Muchas veces la mirada suplicante de quien desea comprar la más mínima mercancía no mueve corazones. La respuesta es una indiferencia de guardia que solo disuelve su pesada niebla, para que aparezcan la sonrisa y los ardides que enamoran, ante el anuncio de un encuentro de técnicas comerciales. De modo que cuando uno se tropieza con alguien que todavía hace de su profesión de vendedor un magisterio, que antepone el decoro a la propina, parece haber encontrado a un extraterrestre.
Ese trasnoche en los servicios es, en ocasiones, resultado de acciones absurdas de ahorro que violan el verdadero sentido de austeridad cuando lo más elemental, la servilleta, el ketchup o la mostaza que deben acompañar un simple plato, parecen dinosaurios extinguidos y al ser solicitados usted recibe del empleado una mirada que le fumiga y parece decirle como el programa humorístico de la televisión: ¡Deja que yo te cuente!
¿Es ético para cualquier empresa buscar rentabilidad al costo de escatimar estas nimiedades que adornan la calidad de un servicio? ¿Acaso no se constituyen esas prácticas en burla a las políticas legisladas en tal sentido?
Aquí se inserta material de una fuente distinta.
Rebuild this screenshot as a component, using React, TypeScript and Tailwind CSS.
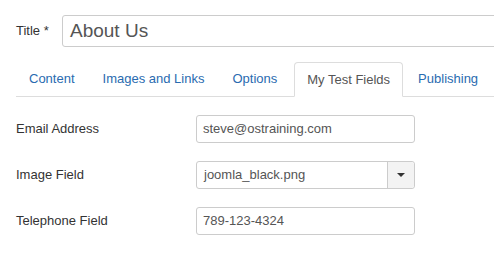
import React from "react";

const font = { fontFamily: '"Liberation Sans", Arial, sans-serif' };

export default function App() {
  const tabs = ["Content", "Images and Links", "Options", "My Test Fields", "Publishing"];
  return (
    <div className="w-[494px] h-[253px] bg-white overflow-hidden pl-4" style={font}>
      <div className="flex items-center pt-[15px] h-[47px]">
        <div className="w-[46px] text-[13px] text-[#333] shrink-0">Title *</div>
        <div className="h-[32px] w-[460px] shrink-0 border border-[#ccc] rounded-[3px] flex items-center pl-[7px] text-[19px] text-[#555]">
          About Us
        </div>
      </div>
      <div className="mt-[15px] flex border-b border-[#ddd] h-[35px] items-end w-[600px]">
        {tabs.map((t) => {
          const active = t === "My Test Fields";
          const extra = t === "Options" ? " pr-[14px]" : " pr-[12px]";
          return (
            <div
              key={t}
              className={
                active
                  ? "shrink-0 whitespace-nowrap h-[35px] mb-[-1px] pl-[12px] pr-[12px] mr-[2px] flex items-center text-[13px] text-[#555] bg-white border border-[#ddd] border-b-white rounded-t-[4px]"
                  : "shrink-0 whitespace-nowrap h-[34px] pl-[12px] mr-[2px] flex items-center text-[13px] text-[#2a6bb0] border border-transparent" + extra
              }
            >
              {t}
            </div>
          );
        })}
      </div>
      <div className="flex flex-col gap-[18px] mt-[18px]">
        <div className="flex items-center">
          <div className="w-[180px] text-[13px] text-[#333]">Email Address</div>
          <div className="w-[219px] h-[28px] border border-[#ccc] rounded-[3px] flex items-center pl-[6px] text-[13px] text-[#555]">
            steve@ostraining.com
          </div>
        </div>
        <div className="flex items-center">
          <div className="w-[180px] text-[13px] text-[#333]">Image Field</div>
          <div className="w-[219px] h-[28px] border border-[#ccc] rounded-[3px] flex items-stretch text-[13px] text-[#555]">
            <div className="flex-1 flex items-center pl-[7px]">joomla_black.png</div>
            <div className="w-[27px] border-l border-[#ccc] bg-[#f3f3f3] rounded-r-[3px] flex items-center justify-center">
              <div className="w-0 h-0 border-l-[4px] border-r-[4px] border-t-[4px] border-l-transparent border-r-transparent border-t-[#333]" />
            </div>
          </div>
        </div>
        <div className="flex items-center">
          <div className="w-[180px] text-[13px] text-[#333]">Telephone Field</div>
          <div className="w-[219px] h-[28px] border border-[#ccc] rounded-[3px] flex items-center pl-[6px] text-[13px] text-[#555]">
            789-123-4324
          </div>
        </div>
      </div>
    </div>
  );
}
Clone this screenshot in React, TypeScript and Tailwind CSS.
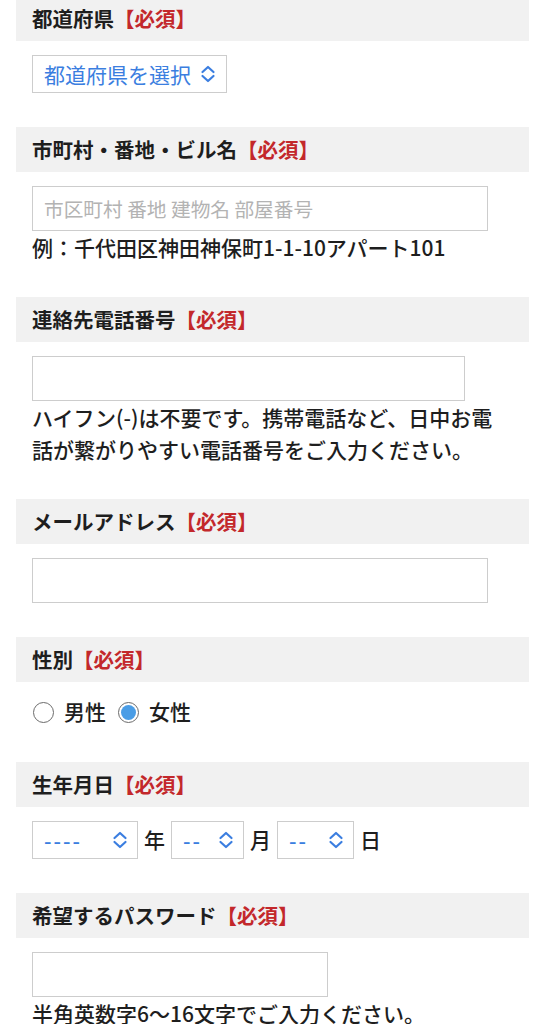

Aunque las tiendas en moneda libremente convertible vinieron a airear, junto a la despenalización del dólar, una economía que ha comenzado a respirar por sí misma a partir de nuevas estrategias, existen prácticas que se constituyen en cáncer de la verdadera autenticidad con que debe crecer el país.
Si bien en los momentos más comunes de la vida diaria usted quiere convocar el espíritu de Freud para que le explique lo inexplicable de actitudes que en muchos casos parten de decisiones individuales, la solución a los problemas pedestres de los suministros no está en manos del mejor psicoanalista de la historia, sino en quienes tienen la responsabilidad de engrasar nuestros mecanismos socialistas para que funcionen, como prescribe la filosofía, en su vocación de engranaje social que movilice, que ennoblezca lo que amamos, que aporte soluciones que no tienen que venir de otro planeta.